Roger Binny, whoi took over as the president of the BCCI (Photo by INDRANIL MUKHERJEE/AFP via Getty Images)

By: Shubham Ghosh

Former India all-rounder Roger Binny, who was a member of India’s first-ever World Cup-winning squad in 1983, took over as the 36th president of the Indian cricket board, also called the Board of Control for Cricket in India (BCCI). The change of guard happened when the national team is in Australia to play the T20 World Cup.

His appointment was announced at the cricket-governing body’s annual general meeting held in Mumbai in the western state of Maharashtra.

The 67-year-old Binny replaced former India captain Sourav Ganguly, who served since November 2019.

Binny was the only candidate to have filed nomination for the top post.

The election of the next set of office-bearers was a mere formality as all were set to be elected unopposed.

Jay Shah, the son of Indian home minister Amit Shah, continued as the secretary of the board.

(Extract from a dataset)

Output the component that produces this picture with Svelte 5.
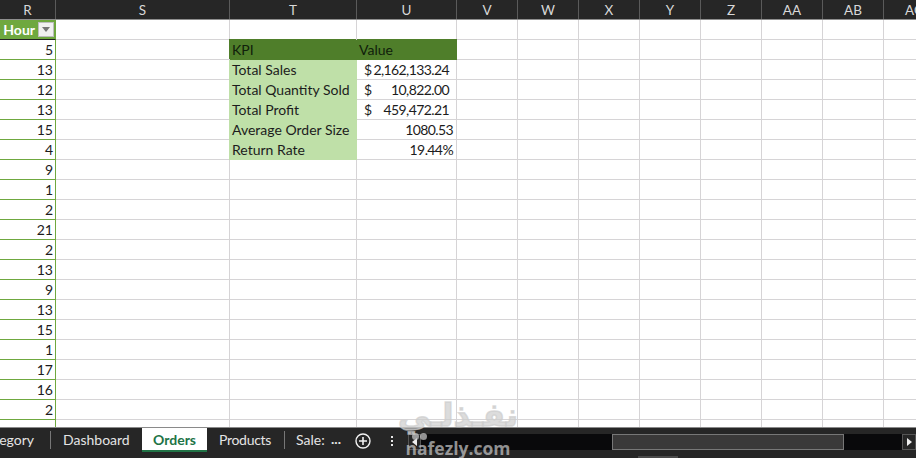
<script>
	const columns = ['R', 'S', 'T', 'U', 'V', 'W', 'X', 'Y', 'Z', 'AA', 'AB', 'AC'];
	const hours = ['5', '13', '12', '13', '15', '4', '9', '1', '2', '21', '2', '13', '9', '13', '15', '1', '17', '16', '2', ''];
	const kpis = [
		{ label: 'KPI', head: true, text: 'Value' },
		{ label: 'Total Sales', sign: '$', amount: '2,162,133.24' },
		{ label: 'Total Quantity Sold', sign: '$', amount: '10,822.00' },
		{ label: 'Total Profit', sign: '$', amount: '459,472.21' },
		{ label: 'Average Order Size', plain: '1080.53' },
		{ label: 'Return Rate', plain: '19.44%' }
	];
	const blanks = columns.slice(4);
</script>

<div class="sheet">
	<div class="row colhead">
		{#each columns as c}
			<div class="col">{c}</div>
		{/each}
	</div>

	<div class="row">
		<div class="cell hour-head">
			<span>Hour</span>
			<span class="filter"><i></i></span>
		</div>
		<div class="cell"></div>
		<div class="cell"></div>
		<div class="cell"></div>
		{#each blanks as b}<div class="cell"></div>{/each}
	</div>

	{#each hours as h, i}
		{@const k = kpis[i]}
		<div class="row">
			<div class="cell hour">{h}</div>
			<div class="cell"></div>
			{#if k}
				<div class="cell kpi" class:head={k.head}>{k.label}</div>
				{#if k.head}
					<div class="cell kpi head value">{k.text}</div>
				{:else if k.sign}
					<div class="cell money"><span>{k.sign}</span><span>{k.amount}</span></div>
				{:else}
					<div class="cell plain">{k.plain}</div>
				{/if}
			{:else}
				<div class="cell"></div>
				<div class="cell"></div>
			{/if}
			{#each blanks as b}<div class="cell"></div>{/each}
		</div>
	{/each}
</div>

<div class="tabbar">
	<div class="tabs">
		<div class="tab clipped">egory</div>
		<div class="tab dashboard">Dashboard</div>
		<div class="tab active">Orders</div>
		<div class="tab products">Products</div>
		<div class="tab sales">Sale:</div>
		<div class="more">...</div>
		<svg class="add" width="16" height="16" viewBox="0 0 16 16" aria-hidden="true">
			<circle cx="8" cy="8" r="7" fill="none" stroke="#f2f2f2" stroke-width="1.4" />
			<path d="M4 8h8M8 4v8" stroke="#f2f2f2" stroke-width="1.6" />
		</svg>
		<svg class="dots" width="4" height="10" viewBox="0 0 4 10" aria-hidden="true">
			<rect x="1" y="0" width="2" height="2" fill="#e8e8e8" />
			<rect x="1" y="4" width="2" height="2" fill="#e8e8e8" />
			<rect x="1" y="8" width="2" height="2" fill="#e8e8e8" />
		</svg>
		<div class="scroll">
			<div class="arrow left"><i></i></div>
			<div class="track">
				<div class="thumb"></div>
			</div>
			<div class="arrow right"><i></i></div>
		</div>
	</div>
	<div class="strip"><div class="strip-thumb"></div></div>
</div>

<div class="watermark">
	<div class="ar">نفـذلـي</div>
	<div class="pips"><i></i><i></i></div>
	<div class="en">nafezly.com</div>
</div>

<style>
	:global(body) {
		margin: 0;
		background: #fff;
		overflow: hidden;
	}
	.sheet {
		height: 427px;
		overflow: hidden;
		font-family: Lato, "Open Sans", sans-serif;
		font-size: 14px;
		color: #1c1c1c;
	}
	.row {
		display: grid;
		grid-template-columns: 56px 174px 127px 100px 61px 61px 61px 61px 61px 61px 61px 61px;
		height: 20px;
	}
	.colhead {
		background: #262626;
		border-bottom: 1px solid #8e8e8e;
		box-sizing: border-box;
	}
	.col {
		color: #d8d8d8;
		font-size: 13.5px;
		line-height: 20px;
		text-align: center;
		border-right: 1px solid #5a5a5a;
		overflow: hidden;
	}
	.cell {
		box-sizing: border-box;
		border-right: 1px solid #d6d4d6;
		border-bottom: 1px solid #d6d4d6;
		line-height: 20px;
		white-space: nowrap;
		overflow: hidden;
	}
	.hour-head {
		display: flex;
		align-items: center;
		justify-content: flex-end;
		gap: 3px;
		padding-right: 1px;
		background: #6fa83f;
		color: #fff;
		font-weight: 700;
		border-right: 1px solid #6fa83f;
		border-bottom: 1px solid #222;
	}
	.filter {
		width: 16px;
		height: 15px;
		background: #f1f1f1;
		border: 1px solid #bdbdbd;
		box-sizing: border-box;
		display: flex;
		align-items: center;
		justify-content: center;
	}
	.filter i {
		border-left: 4px solid transparent;
		border-right: 4px solid transparent;
		border-top: 5px solid #777;
	}
	.hour {
		text-align: right;
		padding-right: 2px;
		border-right: 1px solid #6fa83f;
		border-bottom: 1px solid #6fa83f;
	}
	.kpi {
		background: #bfe0a8;
		padding-left: 2px;
		border-right: 0;
		border-bottom: 0;
		box-shadow: -1px 0 0 #bfe0a8;
	}
	.kpi.head {
		background: #4f7e2a;
		color: #10200a;
		box-shadow: -1px -1px 0 #4f7e2a;
	}
	.kpi.value {
		box-shadow: 0 -1px 0 #4f7e2a;
	}
	.money {
		display: flex;
		justify-content: space-between;
		padding: 0 7px;
		letter-spacing: -0.6px;
	}
	.plain {
		text-align: right;
		padding-right: 3px;
		letter-spacing: -0.6px;
	}
	.tabbar {
		height: 31px;
		background: #262626;
		border-top: 1px solid #8a8a8a;
		box-sizing: border-box;
		font-family: Lato, "Open Sans", sans-serif;
		font-size: 14px;
		color: #e4e4e4;
	}
	.tabs {
		display: flex;
		align-items: center;
		height: 24px;
		overflow: hidden;
	}
	.tab {
		height: 24px;
		line-height: 24px;
		box-sizing: border-box;
		white-space: nowrap;
	}
	.clipped {
		margin-left: -13px;
		width: 64px;
		height: 18px;
		line-height: 18px;
		padding-right: 16px;
		text-align: right;
		border-right: 1px solid #777;
	}
	.dashboard {
		width: 91px;
		padding-left: 12px;
	}
	.active {
		width: 65px;
		text-align: center;
		background: #fff;
		color: #217346;
		font-weight: 700;
		border-bottom: 2px solid #217346;
	}
	.products {
		width: 77px;
		padding-left: 12px;
		letter-spacing: -0.3px;
	}
	.sales {
		width: 46px;
		height: 18px;
		line-height: 18px;
		padding-left: 11px;
		border-left: 1px solid #777;
		overflow: hidden;
	}
	.more {
		width: 12px;
		font-weight: 700;
		text-align: center;
		line-height: 14px;
		margin-top: -3px;
	}
	.add {
		margin-left: 13px;
		margin-top: 2px;
		flex: none;
	}
	.dots {
		margin-left: 19px;
		margin-top: 2px;
		flex: none;
	}
	.scroll {
		display: flex;
		align-items: stretch;
		height: 16px;
		margin-left: 14px;
		margin-top: 4px;
		flex: 1;
		min-width: 0;
	}
	.arrow {
		width: 13px;
		display: flex;
		align-items: center;
		justify-content: center;
		border: 1px solid #555;
		box-sizing: border-box;
		flex: none;
	}
	.arrow.right {
		width: 14px;
	}
	.arrow i {
		border-top: 4px solid transparent;
		border-bottom: 4px solid transparent;
	}
	.arrow.left i {
		border-right: 5px solid #eee;
	}
	.arrow.right i {
		border-left: 5px solid #eee;
	}
	.track {
		flex: 1;
		background: #09090b;
		padding: 0 58px 0 191px;
		box-sizing: border-box;
	}
	.thumb {
		height: 100%;
		box-sizing: border-box;
		background: #3a3939;
		border: 1px solid #777;
	}
	.strip {
		padding-left: 638px;
	}
	.strip-thumb {
		width: 40px;
		height: 2px;
		margin-top: 4px;
		background: #4a4a4a;
	}
	.watermark {
		position: absolute;
		left: 398px;
		top: 396px;
		width: 120px;
		text-align: center;
		color: rgba(205, 205, 205, 0.7);
		pointer-events: none;
	}
	.ar {
		font-family: "DejaVu Sans", sans-serif;
		font-weight: 700;
		font-size: 32px;
		line-height: 38px;
		white-space: nowrap;
		-webkit-text-stroke: 1.5px rgba(205, 205, 205, 0.7);
	}
	.pips {
		position: absolute;
		left: 14px;
		top: 37px;
		display: flex;
		gap: 1px;
	}
	.pips i {
		width: 7px;
		height: 7px;
		border-radius: 50%;
		background: rgba(205, 205, 205, 0.7);
	}
	.en {
		font-family: "Open Sans", sans-serif;
		font-weight: 700;
		font-size: 17.5px;
		line-height: 22px;
		margin-top: 3px;
	}
</style>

Binny was the president of the cricket body of his state Karnataka before taking over as the BCCI chief. In the past, the man from Bengaluru, has been a member of the senior selection committee when Sandeep Patil, one of his colleagues from the 1983 squad, was the chairman. The former cricketer, who finished as the highest wicket-taker in the 1983 World Cup with 18 scalps, would recuse himself from the proceedings whenever the name of his son Stuart Binny, another former India cricketer, came up for discussion for national selection.

Binny’s immediate predecessor Ganguly reportedly had an unceremonious exit from the board since he was keen to continue as the president for another term but he was told that there was no precedence of the president getting a second term as the BCCI chief.

He was reportedly offered chairmanship of the Indian Premier League but he refused saying he could not accept the position of a head of a sub-committee in the BCCI after leading the board.

The 50-year-old is reportedly eyeing to become the president of the cricket board of his home state West Bengal, which he had held before becoming the BCCI chief.